Beginning with the first line, set down every line through the one containing "</choice-dialog>", exactly as it appears, but not the pictures.

• • •

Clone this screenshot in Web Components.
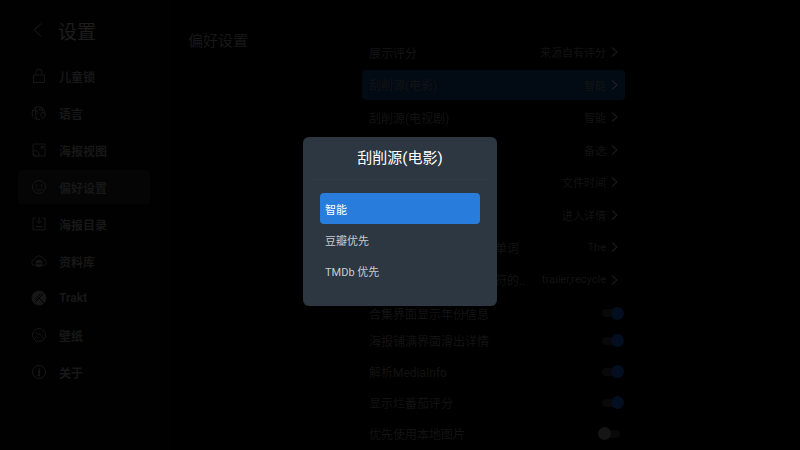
<!DOCTYPE html>
<html lang="zh-CN">
<head>
<meta charset="UTF-8">
<meta name="viewport" content="width=device-width, initial-scale=1.0">
<title>设置</title>
<style>
  body {
    margin: 0;
    background-color: #000;
    color: #171717;
    font-family: Roboto, "Noto Sans CJK SC", sans-serif;
    font-size: 12px;
  }
</style>
</head>
<body>
<settings-page>
  <settings-menu slot="menu">
    <menu-item icon="lock">儿童锁</menu-item>
    <menu-item icon="globe">语言</menu-item>
    <menu-item icon="view">海报视图</menu-item>
    <menu-item icon="smile" active>偏好设置</menu-item>
    <menu-item icon="folder">海报目录</menu-item>
    <menu-item icon="cloud">资料库</menu-item>
    <menu-item icon="trakt">Trakt</menu-item>
    <menu-item icon="wallpaper">壁纸</menu-item>
    <menu-item icon="info">关于</menu-item>
  </settings-menu>
  <span slot="title">偏好设置</span>
  <value-row slot="values" value="来源自有评分">展示评分</value-row>
  <value-row slot="values" value="智能" active>刮削源(电影)</value-row>
  <value-row slot="values" value="智能">刮削源(电视剧)</value-row>
  <value-row slot="values" value="备选"></value-row>
  <value-row slot="values" value="文件时间"></value-row>
  <value-row slot="values" value="进入详情"></value-row>
  <value-row slot="values" value="The">排序时忽略 标题开头 的单词</value-row>
  <value-row slot="values" value="trailer,recycle">忽略文件名称中 含有 字符的..</value-row>
  <switch-row slot="switches" label="合集界面显示年份信息" checked></switch-row>
  <switch-row slot="switches" label="海报铺满界面滑出详情" checked></switch-row>
  <switch-row slot="switches" label="解析MediaInfo" checked></switch-row>
  <switch-row slot="switches" label="显示烂番茄评分" checked></switch-row>
  <switch-row slot="switches" label="优先使用本地图片"></switch-row>
</settings-page>

<choice-dialog>
  <span slot="title">刮削源(电影)</span>
  <choice-option selected>智能</choice-option>
  <choice-option>豆瓣优先</choice-option>
  <choice-option>TMDb 优先</choice-option>
</choice-dialog>

<script>
// Icons of the side menu, 16x16
const ICONS = {
  lock: '<path d="M2.5 7h11v7.500h-11zM5 7V4.500a3 3.500 0 0 1 6 0V7"/>',
  globe: '<path d="M14 9A6.500 6.500 0 1 0 9 14.400M5.500 2.200c-1.500 3-1.500 8 .5 12M10 2c1 1.500 1.500 3 1.500 4.500M2 5.500h4l1 2-2 2M9.500 2.500L8 5h4"/><path d="M12 7.500a2.300 2.300 0 0 1 2.300 2.300c0 1.700-2.300 4.200-2.300 4.200s-2.300-2.500-2.300-4.200A2.300 2.300 0 0 1 12 7.500z"/>',
  view: '<path d="M2 2h12v12H2zM9.500 4.500H12V7M12 4.500L9 7.500M2 9.500l3-1.500 3 3v3M2 11l2.500 3"/>',
  smile: '<circle cx="8" cy="8" r="6.5"/><path d="M5.500 5.500v2M10.500 5.500v2M5 9.500c1.500 2.500 4.500 2.500 6 0"/>',
  folder: '<path d="M5 2H2v12h12V2h-3M8 1v6M5.500 5L8 7.500 10.500 5M4.500 10.500h7"/>',
  cloud: '<path d="M4.500 12.500H4a3 3 0 0 1-.5-6 4.600 4.600 0 0 1 9 0 3 3 0 0 1-.5 6h-.5"/><path d="M5 9c0-2 6-2 6 0v3c0 2-6 2-6 0z" fill="currentColor"/><path d="M5 10c1.500 1.200 4.500 1.200 6 0" stroke="#000"/>',
  trakt: '<circle cx="8" cy="8" r="7" fill="currentColor"/><path d="M12.500 3.500L8 8l5 5M8 8l-4 4M10 3.500L4 9.500" stroke="#000"/>',
  wallpaper: '<circle cx="8" cy="8" r="6.5"/><path d="M3.500 11.500l2-2 1.500 1.500M6.500 8l1.500-1.500L12.500 11.500"/><circle cx="5.500" cy="6" r=".5"/>',
  info: '<circle cx="8" cy="8" r="6.5"/><path d="M8.500 4v1.500M7 7h1.500L7.500 11.500H9" stroke-width="1.500"/>'
};

class SettingsPage extends HTMLElement {
  constructor() {
    super();
    this.attachShadow({ mode: "open" });
  }

  connectedCallback() {
    this.shadowRoot.innerHTML = `
      <style>
        :host {
          display: grid;
          grid-template-columns: 170px 192px minmax(0, 263fr) minmax(0, 175fr);
          height: 100vh;
          overflow: hidden;
        }
        h2 {
          margin: 0;
          padding: 30px 0 0 18px;
          font-size: 15px;
          font-weight: 400;
          line-height: 22px;
        }
        .list {
          padding-top: 36px;
        }
        .values {
          display: grid;
          grid-auto-rows: 1fr;
          height: 260px;
        }
        .switches {
          padding-top: 5px;
        }
      </style>
      <slot name="menu"></slot>
      <h2><slot name="title"></slot></h2>
      <main class="list">
        <div class="values"><slot name="values"></slot></div>
        <div class="switches"><slot name="switches"></slot></div>
      </main>
    `;
  }
}

class SettingsMenu extends HTMLElement {
  constructor() {
    super();
    this.attachShadow({ mode: "open" });
  }

  connectedCallback() {
    this.shadowRoot.innerHTML = `
      <style>
        :host {
          display: block;
          padding: 15px 20px 0 18px;
          background-color: #010101;
        }
        header {
          display: flex;
          align-items: center;
          gap: 12px;
          padding-left: 12px;
          margin-bottom: 14px;
          height: 30px;
          color: #1d1d1d;
        }
        h1 {
          margin: 0;
          font-size: 19px;
          font-weight: 400;
        }
        button {
          display: flex;
          padding: 0;
          border: none;
          background: none;
          color: inherit;
        }
        nav {
          display: flex;
          flex-direction: column;
          gap: 3px;
        }
      </style>
      <header>
        <button aria-label="返回">
          <svg width="16" height="16" viewBox="0 0 16 16" fill="none" stroke="currentColor"><path d="M11 1.500L4.500 8l6.500 6.500"/></svg>
        </button>
        <h1>设置</h1>
      </header>
      <nav><slot></slot></nav>
    `;
  }
}

class MenuItem extends HTMLElement {
  constructor() {
    super();
    this.attachShadow({ mode: "open" });
  }

  connectedCallback() {
    this.shadowRoot.innerHTML = `
      <style>
        :host {
          display: block;
        }
        a {
          display: flex;
          align-items: center;
          gap: 12px;
          height: 34px;
          padding-left: 13px;
          border-radius: 4px;
          color: #171717;
          font-weight: 700;
          text-decoration: none;
        }
        :host([active]) a {
          background-color: #050505;
        }
      </style>
      <a href="#${this.getAttribute("icon")}">
        <svg width="16" height="16" viewBox="0 0 16 16" fill="none" stroke="currentColor">${ICONS[this.getAttribute("icon")]}</svg>
        <slot></slot>
      </a>
    `;
  }
}

// Row that opens a list of choices
class ValueRow extends HTMLElement {
  constructor() {
    super();
    this.attachShadow({ mode: "open" });
  }

  connectedCallback() {
    this.shadowRoot.innerHTML = `
      <style>
        :host {
          display: flex;
          min-width: 0;
          padding: 1px 0;
        }
        button {
          display: flex;
          align-items: center;
          width: 100%;
          min-width: 0;
          padding: 0 7px;
          border: none;
          border-radius: 4px;
          background: none;
          color: #131313;
          font: inherit;
          text-align: left;
        }
        .label {
          flex: 1;
          min-width: 0;
          overflow: hidden;
          text-overflow: ellipsis;
          white-space: nowrap;
        }
        .value {
          margin: 0 4px 0 8px;
          font-size: 11px;
        }
        svg {
          color: #181818;
        }
        :host([active]) button {
          background-color: #020a14;
        }
        :host([active]) svg {
          color: #1e1e20;
        }
      </style>
      <button>
        <span class="label"><slot></slot></span>
        <span class="value">${this.getAttribute("value")}</span>
        <svg width="8" height="12" viewBox="0 0 8 12" fill="none" stroke="currentColor" stroke-width="1.3"><path d="M2 1.500L7 6 2 10.500"/></svg>
      </button>
    `;
  }
}

class SwitchRow extends HTMLElement {
  constructor() {
    super();
    this.attachShadow({ mode: "open" });
  }

  connectedCallback() {
    this.shadowRoot.innerHTML = `
      <style>
        :host {
          display: block;
          color: #131313;
        }
        label {
          display: flex;
          align-items: center;
          justify-content: space-between;
          height: 31px;
          padding: 0 1px 0 7px;
        }
        /* the first row closes up to the value list */
        :host(:first-of-type) label {
          height: 24px;
        }
        input {
          appearance: none;
          display: flex;
          align-items: center;
          width: 18px;
          height: 8px;
          margin: 0 4px;
          border-radius: 4px;
          background-color: #080808;
        }
        /* the knob is wider than the end of its track */
        input::before {
          content: "";
          flex: none;
          width: 13px;
          height: 13px;
          margin: 0 -4px;
          border-radius: 50%;
          background-color: #151515;
        }
        input:checked {
          justify-content: flex-end;
        }
        input:checked::before {
          background-color: #030e20;
        }
      </style>
      <label>
        <span>${this.getAttribute("label")}</span>
        <input type="checkbox" role="switch" ${this.hasAttribute("checked") ? "checked" : ""}>
      </label>
    `;
  }
}

class ChoiceDialog extends HTMLElement {
  constructor() {
    super();
    this.attachShadow({ mode: "open" });
  }

  connectedCallback() {
    this.shadowRoot.innerHTML = `
      <style>
        :host {
          position: fixed;
          inset: 0;
          display: flex;
          align-items: center;
          justify-content: center;
        }
        section {
          box-sizing: border-box;
          width: 194px;
          padding: 9px 9px 20px;
          margin-top: -7px;
          border-radius: 6px;
          background-color: #2c3742;
          color: #fff;
        }
        h2 {
          margin: 0 0 13px;
          padding-bottom: 9px;
          border-bottom: 1px solid #303a44;
          font-size: 15px;
          font-weight: 400;
          line-height: 24px;
          text-align: center;
        }
        .options {
          padding: 0 8px;
        }
      </style>
      <section role="dialog" aria-modal="true" aria-labelledby="title">
        <h2 id="title"><slot name="title"></slot></h2>
        <div class="options"><slot></slot></div>
      </section>
    `;
  }
}

class ChoiceOption extends HTMLElement {
  constructor() {
    super();
    this.attachShadow({ mode: "open" });
  }

  connectedCallback() {
    this.shadowRoot.innerHTML = `
      <style>
        :host {
          display: block;
        }
        button {
          display: block;
          width: 100%;
          height: 31px;
          padding: 0 5px;
          border: none;
          border-radius: 4px;
          background: none;
          color: #c8ccd0;
          font: inherit;
          font-size: 11px;
          text-align: left;
        }
        :host([selected]) button {
          background-color: #287cdc;
          color: #fff;
        }
      </style>
      <button><slot></slot></button>
    `;
  }
}

customElements.define("settings-page", SettingsPage);
customElements.define("settings-menu", SettingsMenu);
customElements.define("menu-item", MenuItem);
customElements.define("value-row", ValueRow);
customElements.define("switch-row", SwitchRow);
customElements.define("choice-dialog", ChoiceDialog);
customElements.define("choice-option", ChoiceOption);
</script>
</body>
</html>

• • •

__CORRECT RESPONSE__.
Clone this screenshot in Web Components.
<!DOCTYPE html>
<html lang="zh-CN">
<head>
<meta charset="UTF-8">
<meta name="viewport" content="width=device-width, initial-scale=1.0">
<title>设置</title>
<style>
  body {
    margin: 0;
    background-color: #000;
    color: #171717;
    font-family: Roboto, "Noto Sans CJK SC", sans-serif;
    font-size: 12px;
  }
</style>
</head>
<body>
<settings-page>
  <settings-menu slot="menu">
    <menu-item icon="lock">儿童锁</menu-item>
    <menu-item icon="globe">语言</menu-item>
    <menu-item icon="view">海报视图</menu-item>
    <menu-item icon="smile" active>偏好设置</menu-item>
    <menu-item icon="folder">海报目录</menu-item>
    <menu-item icon="cloud">资料库</menu-item>
    <menu-item icon="trakt">Trakt</menu-item>
    <menu-item icon="wallpaper">壁纸</menu-item>
    <menu-item icon="info">关于</menu-item>
  </settings-menu>
  <span slot="title">偏好设置</span>
  <value-row slot="values" value="来源自有评分">展示评分</value-row>
  <value-row slot="values" value="智能" active>刮削源(电影)</value-row>
  <value-row slot="values" value="智能">刮削源(电视剧)</value-row>
  <value-row slot="values" value="备选"></value-row>
  <value-row slot="values" value="文件时间"></value-row>
  <value-row slot="values" value="进入详情"></value-row>
  <value-row slot="values" value="The">排序时忽略 标题开头 的单词</value-row>
  <value-row slot="values" value="trailer,recycle">忽略文件名称中 含有 字符的..</value-row>
  <switch-row slot="switches" label="合集界面显示年份信息" checked></switch-row>
  <switch-row slot="switches" label="海报铺满界面滑出详情" checked></switch-row>
  <switch-row slot="switches" label="解析MediaInfo" checked></switch-row>
  <switch-row slot="switches" label="显示烂番茄评分" checked></switch-row>
  <switch-row slot="switches" label="优先使用本地图片"></switch-row>
</settings-page>

<choice-dialog>
  <span slot="title">刮削源(电影)</span>
  <choice-option selected>智能</choice-option>
  <choice-option>豆瓣优先</choice-option>
  <choice-option>TMDb 优先</choice-option>
</choice-dialog>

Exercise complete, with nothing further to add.